What are quality measures in healthcare? | IBM
Creating quality measures in health care is the practice of using data to assess hospital and health systems performance based on various quality standards. Quality standards are benchmarks that help healthcare organizations measure resource utilization to support improvement and collaborative efforts with objective, fact-based information. There are many types of quality measures that evaluate care for everything from inpatient facilities to imaging facilities to outpatient clinics to entire hospital systems.
Quality measures can be established by a particular healthcare institution or they can can rely on measure specifications or accreditations developed by government agencies, private nonprofits as well as some for-profit companies. Once a healthcare organization sets its quality goals for patient care and other processes, it then develops strategies to meet or exceed those goals. Quality measures can include the organization’s ability to provide effective, safe, timely, patient-focused and equitable care.

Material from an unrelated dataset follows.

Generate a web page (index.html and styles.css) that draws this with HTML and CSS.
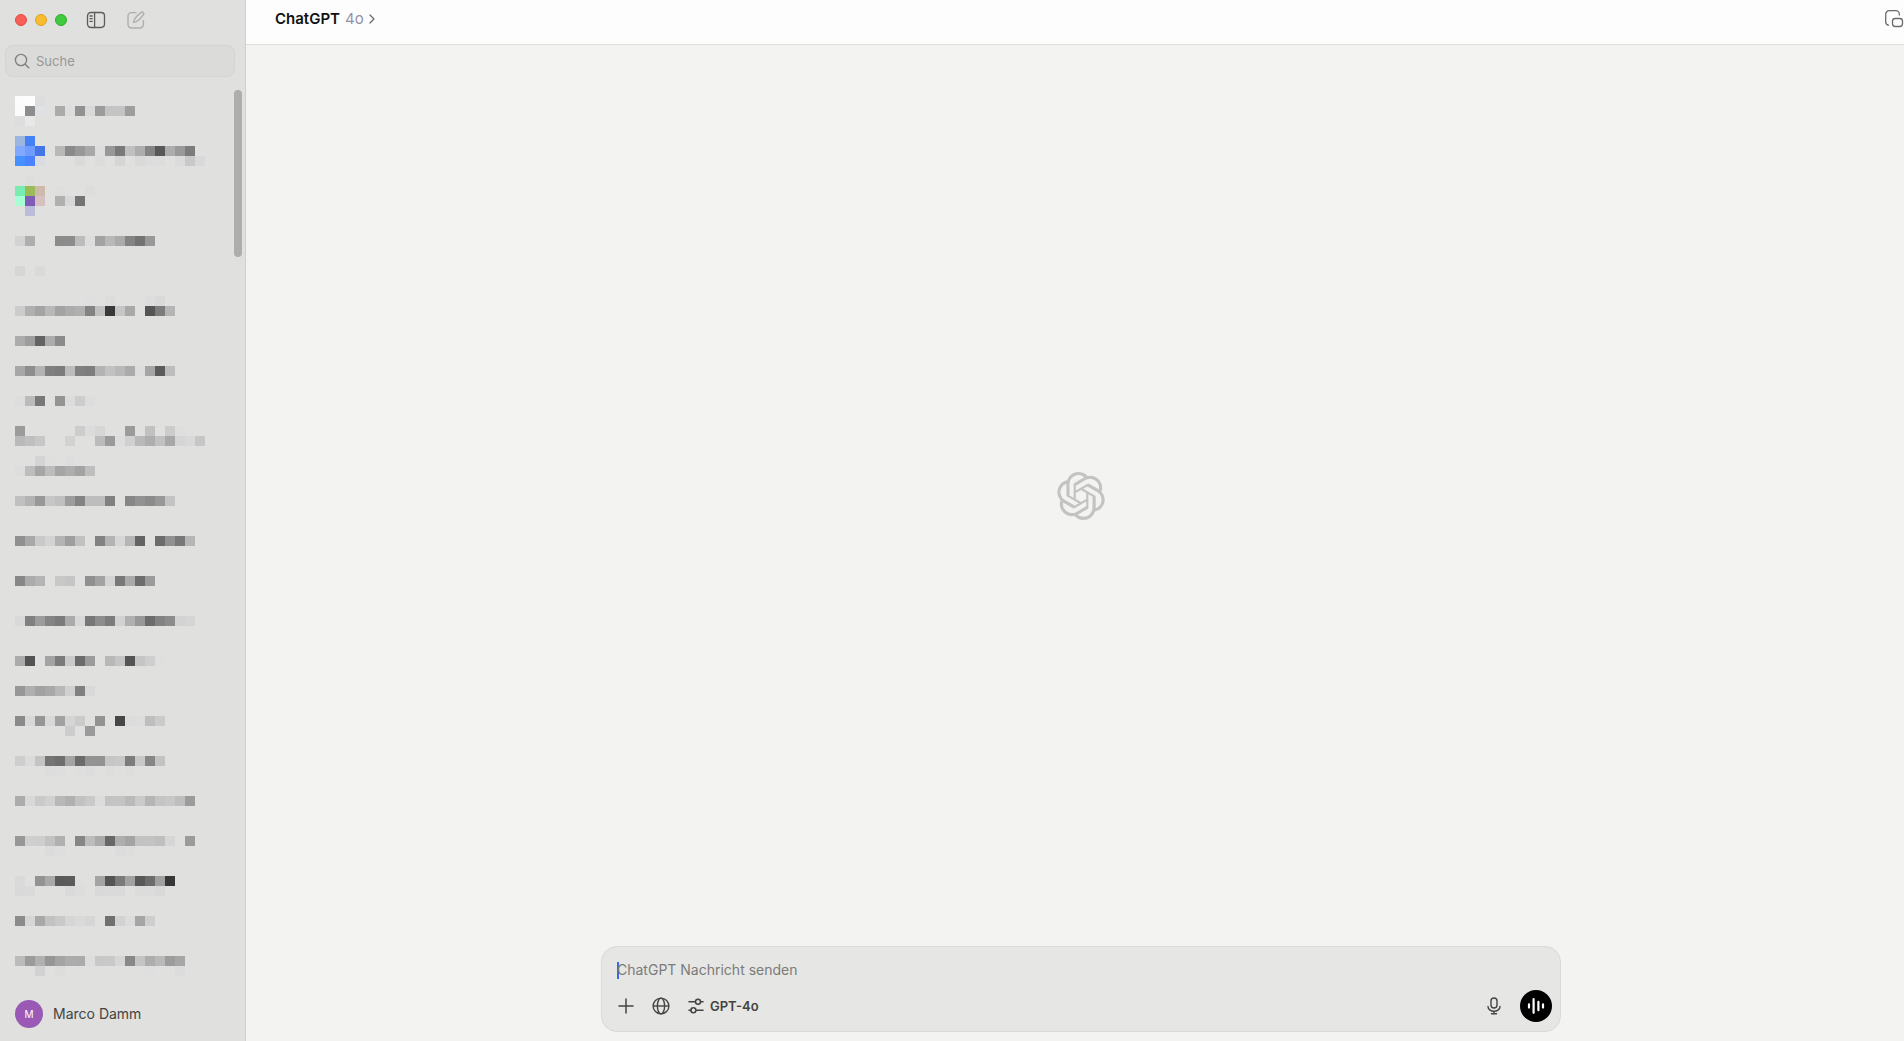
FILE: index.html
```html
<!DOCTYPE html>
<html lang="de">
<head>
<meta charset="utf-8">
<meta name="viewport" content="width=device-width, initial-scale=1">
<title>ChatGPT</title>
<link rel="stylesheet" href="styles.css">
</head>
<body>
<div class="app">
  <aside class="sidebar">
    <div class="toolbar">
      <div class="lights">
        <button class="light light-close" type="button" aria-label="Schließen"></button>
        <button class="light light-min" type="button" aria-label="Minimieren"></button>
        <button class="light light-max" type="button" aria-label="Maximieren"></button>
      </div>
      <button class="icon-btn toggle" type="button" aria-label="Seitenleiste">
        <svg width="20" height="20" viewBox="0 0 20 20" fill="none" stroke="currentColor" stroke-width="1.3" stroke-linecap="round"><rect x="1.5" y="2.5" width="17" height="15" rx="3.4"/><path d="M8.6 2.5v15M4 6h2.200M4 8.700h2.200M4 11.400h2.200"/></svg>
      </button>
      <button class="icon-btn compose" type="button" aria-label="Neuer Chat">
        <svg width="20" height="20" viewBox="0 0 20 20" fill="none" stroke="currentColor" stroke-width="1.4" stroke-linecap="round" stroke-linejoin="round"><path d="M10 2.600H5.500a3.500 3.500 0 0 0-3.500 3.500v8.400A3.500 3.500 0 0 0 5.500 18h8.400a3.500 3.500 0 0 0 3.500-3.500V10.500"/><path d="M15 2.600a1.600 1.600 0 0 1 2.300 2.300c-1.500 2.200-3.700 4.800-6 6.200-1.100.7-2.700 1.100-3.700 1.200.1-1.100.6-2.700 1.300-3.700C10.300 6.300 12.800 4.100 15 2.600z"/></svg>
      </button>
    </div>
    <label class="search">
      <svg width="16" height="16" viewBox="0 0 16 16" fill="none" stroke="currentColor" stroke-width="1.4" stroke-linecap="round"><circle cx="7" cy="7" r="5.600"/><path d="M11.200 11.200l3.600 3.600"/></svg>
      <input type="search" placeholder="Suche" aria-label="Suche">
    </label>
    <nav class="history" aria-label="Verlauf">
      <ul class="chats" id="chats"></ul>
      <div class="thumb"></div>
    </nav>
    <button class="account" type="button">
      <span class="avatar">M</span>
      <span>Marco Damm</span>
    </button>
  </aside>

  <main class="main">
    <header class="topbar">
      <button class="model" type="button">
        <span class="model-name">ChatGPT</span>
        <span class="model-version">4o</span>
        <svg width="6" height="10" viewBox="0 0 6 10" fill="none" stroke="currentColor" stroke-width="1.3" stroke-linecap="round" stroke-linejoin="round"><path d="M1 1l4 4-4 4"/></svg>
      </button>
      <button class="icon-btn" type="button" aria-label="Begleitfenster">
        <svg width="20" height="20" viewBox="0 0 20 20" fill="none" stroke="currentColor" stroke-width="1.300" stroke-linecap="round"><path d="M4.500 16.200A3.300 3.300 0 0 1 1.700 13V5.200a3.500 3.500 0 0 1 3.500-3.500h6.600a3.500 3.500 0 0 1 3.500 3.500v.8"/><rect x="8.500" y="9.500" width="10" height="8" rx="2.800"/></svg>
      </button>
    </header>

    <section class="stage">
      <svg class="logo" width="48" height="48" viewBox="0 0 24 24" fill="currentColor" role="img" aria-label="OpenAI"><path d="M22.2819 9.8211a5.9847 5.9847 0 0 0-.5157-4.9108 6.0462 6.0462 0 0 0-6.5098-2.9A6.0651 6.0651 0 0 0 4.9807 4.1818a5.9847 5.9847 0 0 0-3.9977 2.9 6.0462 6.0462 0 0 0 .7427 7.0966 5.98 5.98 0 0 0 .511 4.9107 6.051 6.051 0 0 0 6.5146 2.9001A5.9847 5.9847 0 0 0 13.2599 24a6.0557 6.0557 0 0 0 5.7718-4.2058 5.9894 5.9894 0 0 0 3.9977-2.9001 6.0557 6.0557 0 0 0-.7475-7.0729zm-9.022 12.6081a4.4755 4.4755 0 0 1-2.8764-1.0408l.1419-.0804 4.7783-2.7582a.7948.7948 0 0 0 .3927-.6813v-6.7369l2.02 1.1686a.071.071 0 0 1 .038.052v5.5826a4.504 4.504 0 0 1-4.4945 4.4944zm-9.6607-4.1254a4.4708 4.4708 0 0 1-.5346-3.0137l.142.0852 4.783 2.7582a.7712.7712 0 0 0 .7806 0l5.8428-3.3685v2.3324a.0804.0804 0 0 1-.0332.0615L9.74 19.9502a4.4992 4.4992 0 0 1-6.1408-1.6464zM2.3408 7.8956a4.485 4.485 0 0 1 2.3655-1.9728V11.6a.7664.7664 0 0 0 .3879.6765l5.8144 3.3543-2.0201 1.1685a.0757.0757 0 0 1-.071 0l-4.8303-2.7865A4.504 4.504 0 0 1 2.3408 7.872zm16.5963 3.8558L13.1038 8.364 15.1192 7.2a.0757.0757 0 0 1 .071 0l4.8303 2.7913a4.4944 4.4944 0 0 1-.6765 8.1042v-5.6772a.79.79 0 0 0-.407-.667zm2.0107-3.0231l-.142-.0852-4.7735-2.7818a.7759.7759 0 0 0-.7854 0L9.409 9.2297V6.8974a.0662.0662 0 0 1 .0284-.0615l4.8303-2.7866a4.4992 4.4992 0 0 1 6.6802 4.66zM8.3065 12.863l-2.02-1.1638a.0804.0804 0 0 1-.038-.0567V6.0742a4.4992 4.4992 0 0 1 7.3757-3.4537l-.142.0805L8.704 5.459a.7948.7948 0 0 0-.3927.6813zm1.0976-2.3654l2.602-1.4998 2.6069 1.4998v2.9994l-2.5974 1.4997-2.6067-1.4997Z"/></svg>
    </section>

    <form class="composer">
      <div class="prompt">
        <span class="caret"></span>
        <input type="text" placeholder="ChatGPT Nachricht senden" aria-label="ChatGPT Nachricht senden">
      </div>
      <div class="actions">
        <button class="icon-btn" type="button" aria-label="Anhängen">
          <svg width="18" height="18" viewBox="0 0 18 18" fill="none" stroke="currentColor" stroke-width="1.500" stroke-linecap="round"><path d="M9 2v14M2 9h14"/></svg>
        </button>
        <button class="icon-btn" type="button" aria-label="Websuche">
          <svg width="18" height="18" viewBox="0 0 18 18" fill="none" stroke="currentColor" stroke-width="1.400"><circle cx="9" cy="9" r="7.900"/><ellipse cx="9" cy="9" rx="3.600" ry="7.900"/><path d="M1.100 9h15.800"/></svg>
        </button>
        <button class="icon-btn picker" type="button">
          <svg width="18" height="18" viewBox="0 0 18 18" fill="none" stroke="currentColor" stroke-width="1.500" stroke-linecap="round"><path d="M2 4.700h6.400M13.600 4.700H16M2 13.300h1.800M9 13.300h7"/><circle cx="11" cy="4.700" r="2.500"/><circle cx="6.400" cy="13.300" r="2.500"/></svg>
          <span>GPT-4o</span>
        </button>
        <button class="icon-btn mic" type="button" aria-label="Diktieren">
          <svg width="18" height="18" viewBox="0 0 18 18" fill="none" stroke="currentColor" stroke-width="1.400" stroke-linecap="round"><rect x="6" y="1" width="6" height="10" rx="3"/><path d="M3 9.500a6 4.800 0 0 0 12 0M9 14.300v2.500M6.500 16.800h5"/></svg>
        </button>
        <button class="voice" type="button" aria-label="Sprachmodus">
          <svg width="32" height="32" viewBox="0 0 32 32" fill="none" stroke="currentColor" stroke-width="2.200" stroke-linecap="round"><path d="M9 14.400v3.200M13.600 9.200v13.600M18.400 11.800v8.400M23 14.400v3.200"/></svg>
        </button>
      </div>
    </form>
  </main>
</div>
<script src="chats.js"></script>
</body>
</html>
```
FILE: styles.css
```css
* {
  box-sizing: border-box;
}

body {
  margin: 0;
  font-family: Inter, "Liberation Sans", sans-serif;
  font-size: 14px;
  line-height: 20px;
  color: #444442;
}

button,
input {
  margin: 0;
  padding: 0;
  border: 0;
  background: none;
  font: inherit;
  color: inherit;
  outline: none;
}

svg {
  display: block;
  flex: none;
}

.app {
  display: flex;
  height: 100vh;
  background: #f3f3f1;
  overflow: hidden;
}

/* Sidebar */
.sidebar {
  display: flex;
  flex-direction: column;
  flex: none;
  width: 246px;
  background: #e0e0de;
  border-right: 1px solid #cfcfcd;
}

.toolbar {
  display: flex;
  align-items: center;
  height: 38px;
  padding: 2px 15px 0;
}

.lights {
  display: flex;
  gap: 8px;
  margin-right: 19px;
}

.light {
  width: 12px;
  height: 12px;
  border: 1px solid;
  border-radius: 50%;
}

.light-close {
  background: #f65f57;
  border-color: #e14942;
}

.light-min {
  background: #f7bd2e;
  border-color: #dfa023;
}

.light-max {
  background: #41c93f;
  border-color: #2dac2f;
}

.icon-btn {
  display: flex;
  align-items: center;
}

.toggle {
  color: #5c5c5a;
}

.compose {
  margin-left: 20px;
  color: #aeaeac;
}

.search {
  display: flex;
  align-items: center;
  gap: 6px;
  height: 32px;
  margin: 7px 10px 0 5px;
  padding: 0 8px;
  border: 1px solid #d4d4d2;
  border-radius: 8px;
  background: #dbdbd9;
  color: #80807e;
}

.search input {
  flex: 1;
  min-width: 0;
  font-size: 13px;
}

.search input::placeholder {
  color: #989896;
  opacity: 1;
}

.history {
  position: relative;
  flex: 1;
  min-height: 0;
  margin-top: 9px;
  padding: 10px 15px 0;
  overflow: hidden;
}

.chats {
  margin: 0;
  padding: 0;
  list-style: none;
}

.thumb {
  position: absolute;
  top: 4px;
  right: 3px;
  width: 8px;
  height: 167px;
  border-radius: 4px;
  background: #aeaeac;
}

.account {
  display: flex;
  align-items: center;
  gap: 10px;
  padding: 13px 15px;
}

.avatar {
  width: 28px;
  height: 28px;
  border-radius: 50%;
  background: #9b59b6;
  color: #fff;
  font-size: 10px;
  line-height: 28px;
  text-align: center;
}

/* Conversation */
.main {
  display: flex;
  flex-direction: column;
  flex: 1;
  min-width: 0;
}

.topbar {
  display: flex;
  align-items: center;
  justify-content: space-between;
  height: 45px;
  padding: 0 0 6px 29px;
  border-bottom: 1px solid #dededc;
  background: #fdfdfd;
  color: #6c6c6a;
}

.model {
  display: flex;
  align-items: center;
  gap: 5px;
  font-size: 15px;
}

.model-name {
  font-weight: 600;
  color: #111;
}

.model-version {
  color: #9490a8;
}

.stage {
  display: flex;
  flex: 1;
  align-items: center;
  justify-content: center;
  padding-left: 12px;
  color: #c3c3c1;
}

.composer {
  display: flex;
  flex-direction: column;
  gap: 10px;
  align-self: center;
  width: calc(100% - 24px);
  max-width: 960px;
  margin: 0 0 9px 12px;
  padding: 13px 8px 9px 15px;
  border: 1px solid #d9d9d7;
  border-radius: 16px;
  background: #e6e6e4;
}

.prompt {
  display: flex;
  align-items: center;
}

.caret {
  width: 2px;
  height: 17px;
  margin-right: -2px;
  background: #3f68f0;
}

.prompt input {
  flex: 1;
  min-width: 0;
  height: 20px;
}

.prompt input::placeholder {
  color: #7b7b79;
  opacity: 1;
}

.actions {
  display: flex;
  align-items: center;
  gap: 17px;
}

.picker {
  gap: 5px;
  font-size: 13px;
  font-weight: 600;
}

.mic {
  margin-left: auto;
}

.voice {
  border-radius: 50%;
  background: #000;
  color: #fff;
}
```
FILE: chats.js
```js
// Redacted chat titles, one entry per chat, one string per line of 10px cells.
// A cell is a grey level (two hex digits), a colour (six) or "." for none.
const CELL = 10;
const COLUMNS = 19;

const chats = [
  ["fc fd dd",
   "fb 8b8d8f e0e1e3 . ab dd 92 d9 9c c4 c4 9e",
   "dd e8",
   ""],
  ["9cb6e0 4581f5",
   "80a9ff 709bff 4576e8 . b8 8a 98 a8 dd 98 79 c0 ad 84 58 ad 99 7c",
   "4790ff 4a82ff dadce2 . . . da . dc . d6 . d9 dd dd . db c9 d9",
   "",
   ". de"],
  ["7aebb1 9abb56 cebaaa . de . . dd",
   "a6ffd2 815bb8 d6c0c0 . b0 d8 74",
   ". bdbcd8",
   "",
   ""],
  ["d3 ae . . 8b 8c bc dd a2 b8 ab 84 73 98", "", ""],
  ["d6 . da", "", ""],
  [". . . . . . . df . dc . . . dd d9",
   "cc b0 a4 b8 a3 ac b0 83 c0 39 c6 a9 . 55 7c b5", "", ""],
  ["ac 9d 63 ac 8b", "", ""],
  ["a7 8e b3 80 7c bc 80 7d b3 c2 b9 ab dd a5 5b bc", "", ""],
  ["dd bb 78 . 94 dc cd dd", "", ""],
  ["9b . . . . . cd dc d6 . . 9b . c1 . cc de",
   "b9 bf c7 . . d2 . . bb 9a dd d0 b9 ae c1 a8 d5 d9 c6", ""],
  [". . d4 df . de",
   "dd bd a6 bc a5 ad a3 be", "", ""],
  ["c0 b3 98 c6 c0 9d 83 bd bd 80 . 86 92 8b 98 c3", "", "", ""],
  ["90 a8 c9 d3 b4 9e c1 . 82 b3 d6 b5 63 . 6c 91 78 b6", "", "", ""],
  ["87 ab b4 . c8 c5 . 90 a2 d3 78 aa 6d 9b", "", "", ""],
  ["d9 80 9c 84 7b ab d8 77 8d 7c d2 b0 98 6c 83 8c d3 d5", "", "", ""],
  ["ab 53 df a3 7b ca 6b 9b . b8 c4 54 c5 ce df", "", ""],
  ["97 af a2 a8 b8 d0 80 d9", "", ""],
  ["8a d8 96 d8 a1 d5 cb . 93 . 47 dc dd be cb",
   ". . . . . cc . 9a", "", ""],
  ["ce db c4 74 6e a4 6b 93 92 c6 c8 7c c8 86 c3",
   ". . . dd de . df dd . de . de", "", ""],
  ["ac d8 ca d1 b8 b0 c2 c9 dc c3 c4 ba ca b5 c4 c8 be 9c", "", "", ""],
  ["97 cf ce c2 b0 . 86 bc aa 68 ae a4 c2 c3 bf d6 . 9b",
   ". . . dc de . . . . . dc de", "", ""],
  ["da . 93 a9 5a 5c df . a4 54 7a a2 58 6c a0 37",
   "d9 da . . . da dd . d9 da da . dc dc d9", "", ""],
  ["8b d6 a8 c2 c9 d6 da d6 . 70 d2 dc a5 ce", "", "", ""],
  ["bb 9b b1 96 a4 ac ab dd c8 c9 d6 88 c4 ad b9 9c a6",
   ". . d2 . dd . . . . . . . . df . . dc"]
];

const toColour = (cell) => "#" + (cell.length === 2 ? cell.repeat(3) : cell);

const drawChat = (lines) => {
  const rects = lines.flatMap((line, row) =>
    line.split(" ").map((cell, col) =>
      cell && cell !== "."
        ? `<rect x="${col * CELL}" y="${row * CELL}" width="${CELL}" height="${CELL}" fill="${toColour(cell)}"/>`
        : ""));
  return `<li><svg width="${COLUMNS * CELL}" height="${lines.length * CELL}" aria-hidden="true">${rects.join("")}</svg></li>`;
};

document.getElementById("chats").innerHTML = chats.map(drawChat).join("");
```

While healthcare organizations may have quality measures specific to their institution, outcome measures are generally established by large third-party organizations, such the Centers for Medicare & Medicaid Services (CMS), the National Association for Healthcare Quality (NAHQ) or the National Quality Forum (NQF).
Healthcare institutions may decide to exceed mandated quality measures to not only benefit patients’ quality of care and healthcare delivery, but to help with an institution’s marketing and contracting efforts.